== Data lines ==

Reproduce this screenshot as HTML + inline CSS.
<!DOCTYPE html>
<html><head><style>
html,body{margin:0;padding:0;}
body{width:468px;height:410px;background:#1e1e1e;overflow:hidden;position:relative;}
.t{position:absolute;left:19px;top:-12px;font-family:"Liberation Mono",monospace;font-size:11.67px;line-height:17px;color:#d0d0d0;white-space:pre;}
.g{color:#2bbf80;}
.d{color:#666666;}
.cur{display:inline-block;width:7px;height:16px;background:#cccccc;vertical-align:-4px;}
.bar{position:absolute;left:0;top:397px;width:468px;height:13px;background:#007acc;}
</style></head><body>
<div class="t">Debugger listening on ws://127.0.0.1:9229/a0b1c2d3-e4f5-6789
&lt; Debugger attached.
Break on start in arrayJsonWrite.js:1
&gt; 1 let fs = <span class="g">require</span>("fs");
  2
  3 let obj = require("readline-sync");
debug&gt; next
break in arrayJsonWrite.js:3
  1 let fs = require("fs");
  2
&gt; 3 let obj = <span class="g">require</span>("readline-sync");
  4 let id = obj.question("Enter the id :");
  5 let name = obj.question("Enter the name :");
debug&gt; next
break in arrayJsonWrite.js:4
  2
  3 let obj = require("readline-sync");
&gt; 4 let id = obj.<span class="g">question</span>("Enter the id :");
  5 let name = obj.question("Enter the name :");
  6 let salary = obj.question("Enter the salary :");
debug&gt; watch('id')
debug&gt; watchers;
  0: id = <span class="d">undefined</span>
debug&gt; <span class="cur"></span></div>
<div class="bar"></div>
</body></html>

===

→ **What you are asked to do**
Make an exact copy of every line in the data.

→ **Exercise output**
Reproduce this screenshot as HTML + inline CSS.
<!DOCTYPE html>
<html><head><style>
html,body{margin:0;padding:0;}
body{width:468px;height:410px;background:#1e1e1e;overflow:hidden;position:relative;}
.t{position:absolute;left:19px;top:-12px;font-family:"Liberation Mono",monospace;font-size:11.67px;line-height:17px;color:#d0d0d0;white-space:pre;}
.g{color:#2bbf80;}
.d{color:#666666;}
.cur{display:inline-block;width:7px;height:16px;background:#cccccc;vertical-align:-4px;}
.bar{position:absolute;left:0;top:397px;width:468px;height:13px;background:#007acc;}
</style></head><body>
<div class="t">Debugger listening on ws://127.0.0.1:9229/a0b1c2d3-e4f5-6789
&lt; Debugger attached.
Break on start in arrayJsonWrite.js:1
&gt; 1 let fs = <span class="g">require</span>("fs");
  2
  3 let obj = require("readline-sync");
debug&gt; next
break in arrayJsonWrite.js:3
  1 let fs = require("fs");
  2
&gt; 3 let obj = <span class="g">require</span>("readline-sync");
  4 let id = obj.question("Enter the id :");
  5 let name = obj.question("Enter the name :");
debug&gt; next
break in arrayJsonWrite.js:4
  2
  3 let obj = require("readline-sync");
&gt; 4 let id = obj.<span class="g">question</span>("Enter the id :");
  5 let name = obj.question("Enter the name :");
  6 let salary = obj.question("Enter the salary :");
debug&gt; watch('id')
debug&gt; watchers;
  0: id = <span class="d">undefined</span>
debug&gt; <span class="cur"></span></div>
<div class="bar"></div>
</body></html>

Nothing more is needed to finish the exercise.